Hydrothermal alteration of magmatic titanite: Implications for REE remobilization and the formation of ion-adsorption HREE deposits, South China
https://doi.org/10.2138/am-2022-8644
Ion-adsorption rare earth element (REE) deposits in South China are currently the main source of heavy rare earth elements (HREE). The newly discovered Gucheng deposit is one good example of HREE mineralization hosted in weathered coarse-grained biotite granites (CGBG). A systematic study of REE-rich magmatic minerals in CGBG provides insight into the remobilization and enrichment of HREE. The results from this work by Feng et al. show that magmatic titanite is an important HREE-rich mineral and multiple stages of replacement processes havetransformed magmatic titanite to more weatherable HREE-bearing minerals, resulting in enrichment of HREE, fractionation of LREE and HREE, and contributed to the ion-adsorption HREE mineralization.
Effects of crystal chemistry on adsorption, ocuurrence and mobility of water in palygorskite tunnels
https://doi.org/10.2138/am-2022-8762
Zhou et al. performed Grand canonical Monte Carlo and molecular dynamics simulations to investigate multiple water distribution models in the tunnels of palygorskite. The presence of structural counterions lowers the amount of zeolitic water (~2 water molecules per counterion). Zeolitic water in palygorskite tunnels has a 2~3-order lower mobility than bulk water, and counterions further decrease their mobility. The zeolitic water confined in the tunnel has a very low mobility, and the appearance of Na+ ions in the charged palygorskite further reduces the mobility of zeolitic water. Compared with other clay minerals, the much lower water mobility implies that palygorskite could be a more efficient in fixing foreign molecules or ions in environmental applications.

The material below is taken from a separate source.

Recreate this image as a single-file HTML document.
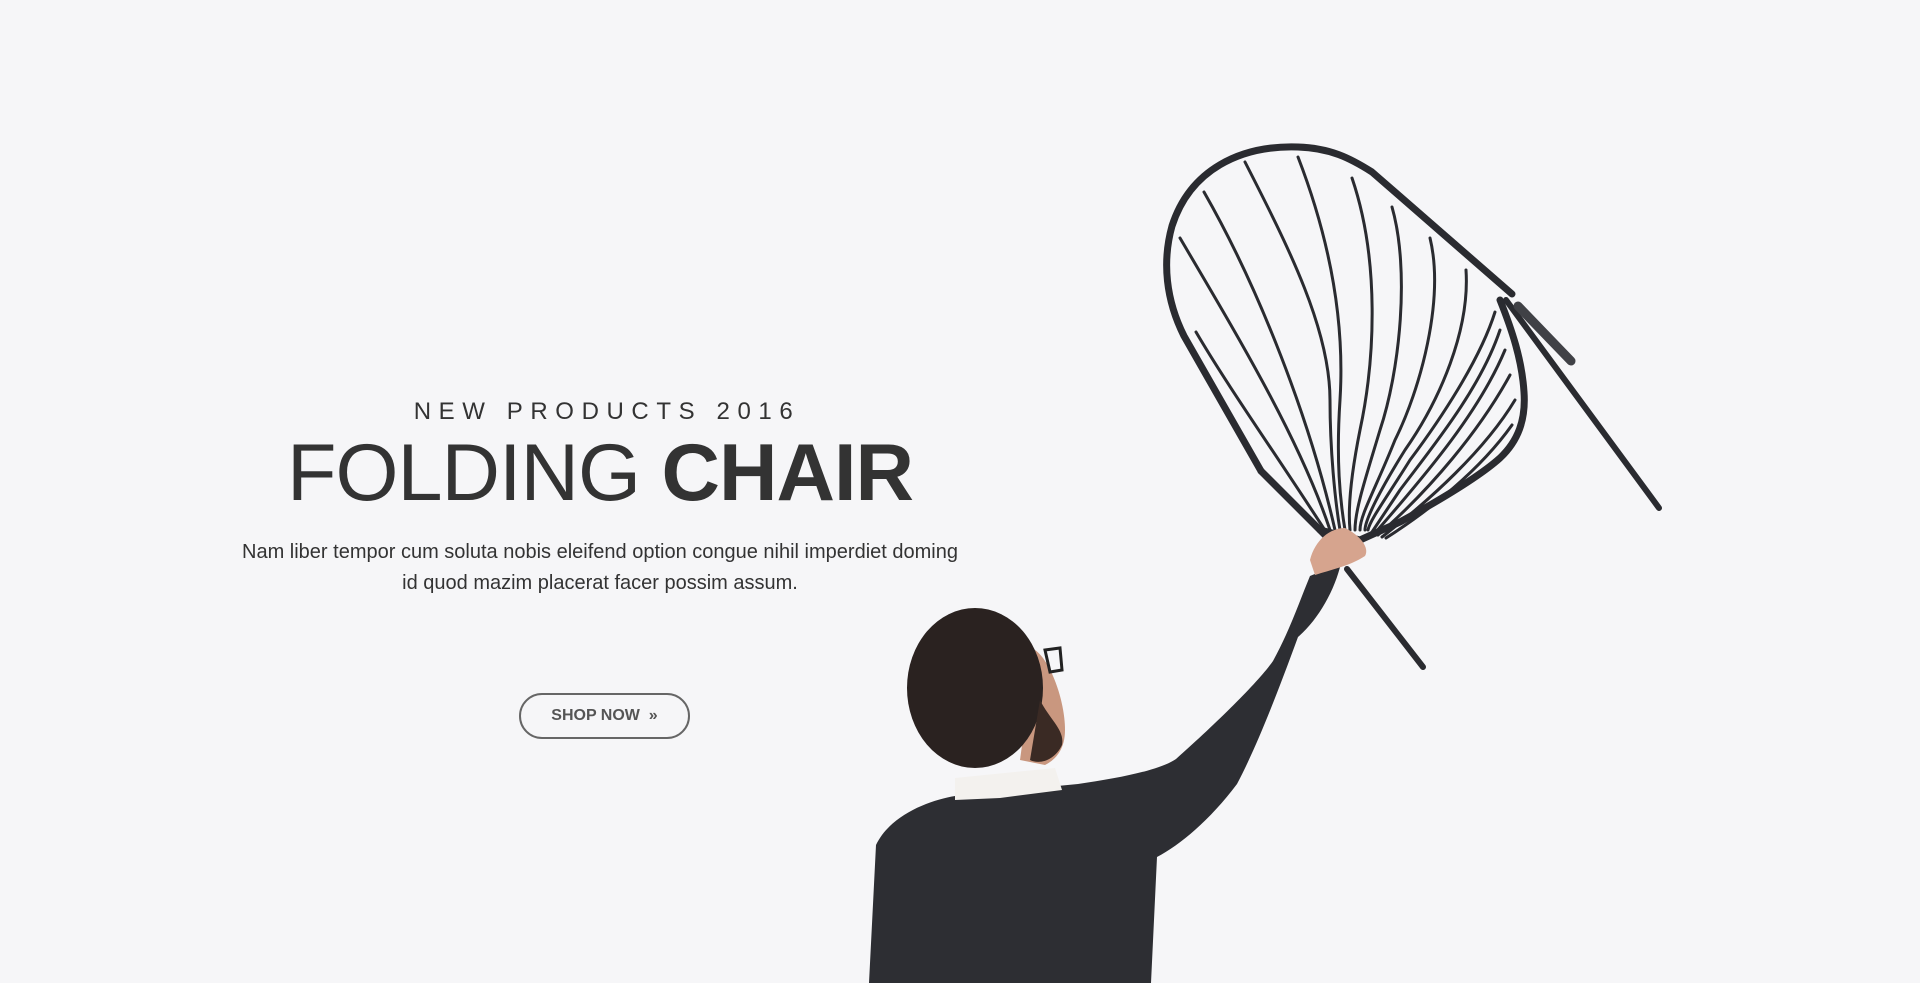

Temperature-induced densification in compressed basaltic glass revealed by in-situ ultrasonic measurements
https://doi.org/10.2138/am-2022-8694
In this study, Xu et al. determined the acoustic velocity of a model basalt glass along different P-T paths, including cold compression, isothermal hot compression, and heating-cooling at high P. They found that temperature can facilitate the densification of the model basalt glass at high P, producing higher a acoustic velocity and a smoother pressure dependence of velocity than the cold-compressed glass. Their results clearly demonstrate that the glass acoustic properties are strongly dependent on its P-T path, and suggest that silicate glasses, especially cold-compressed ones, are not good analogs for studying the acoustic and elastic properties of their corresponding melts. This has significant implications for seismic detection of partial melts in the Earth's interior.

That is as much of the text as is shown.